Challenge! For now, we use an integer type to represent the lineNum field of the token. Though simple and easy to implement, this position information is coarse in that there maybe many tokens on the same line of the source code. A better design should encode more information, instead of just a line number. For instance, you may use a pair of the token's line number and column number. Design a much fancier data structure to represent the position information and implement it into the compiler.

Challenge! Modify your lexer to lex full Java, instead of MiniJava. After you finish this, you can use your lexer to lex some nontrivial Java projects, such as the Apache's source code.

Challenge! Use a lexer generator to build your Tiger lexer. For instance, you may try the JFlex. Which kind of lexer is faster, the hand-written one or the automatically generated one?

Part C: The Parser

The task of a parser is to parse the input program, according to the given language syntax (production rules), and to answer whether or not the program beging parsed is legal (or meanwhile to generate some internal data structure as a result). In history, the parser may also generate target code directly, but recent compilers seldomly do this way, for the increasing complexivity of the languages and the increasing power of a modern computer.

The parser we'll implement in this part of the lab will analyze the program being compiled and check whether or not the program is valid according to the MiniJava syntax. If so, the parser just succeeds and does nothing; if not, the compiler will output some error message indicating what the syntactic error is and where. (But in the next lab, we'll expand this parser by attaching semantic actions to let the parser generate an abstract syntax tree.)

Just as the lexer, there are generally two approaches to implement a parser: hand-written or using an automatic parser generator. The parser we'll implement in this part for the Tiger compiler is a hand-written recursive descendent one. That is, all production rules become a bunch of recursive functions with (approximately) one function for one nonterminal.

Exercise 9. Finish the recursive descedent parser in the file parser/Parser.java. We've offered most code for you, you should supply the missing code for those incomplete methods.

To this point, your parser should be able to parse all legal MiniJava correctly meanwhile report errors for illegal programs. Remember to test your parser thoroughly using the test cases in directory /test and your own test case. Fix possible bugs.
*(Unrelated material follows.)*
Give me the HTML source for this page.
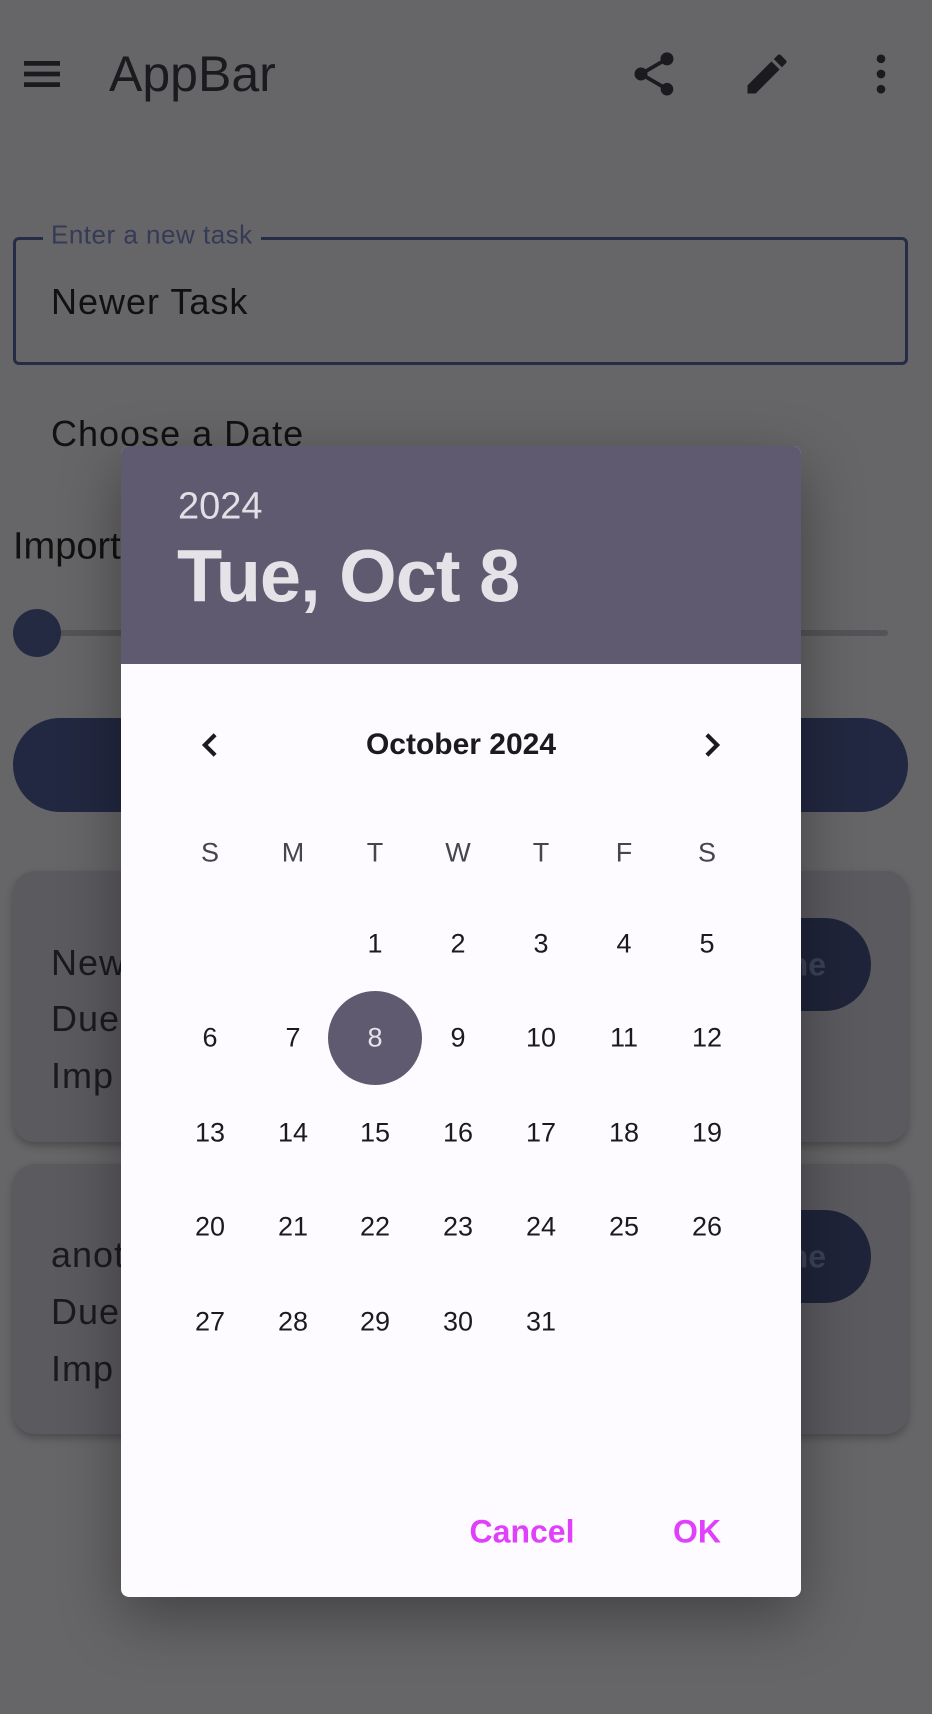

Exercise 10. The current implementation of the error handling and error recovery method error() only reports a error message then aborts. Modify this method to report more accurate error messages, such as the file name, the line number, the column number, some diagonostic message, even the related source code. You may take a look at the diagonostic messages generated by the Clang compiler to get some idea. Finally, you may try to write some code to recover from the error (that is, try to report all possible syntactic errors in the program, not just the first one).

Exercise 11. Recompile the above Monster MiniJava program and study your Tiger compiler's time efficiency. What's the biggest size of Monster can your Tiger compile successfully?

Challenge! Use some parser generators to re-implement the parser. For instance, you may use CUP, or AntLR, or SableCC, etc.. Again, this exercise may be not that difficult, but may require considerable modification to current code base and a lot of programming effort.

Handin

This completes the lab. Remember to hand in your solution to the information system.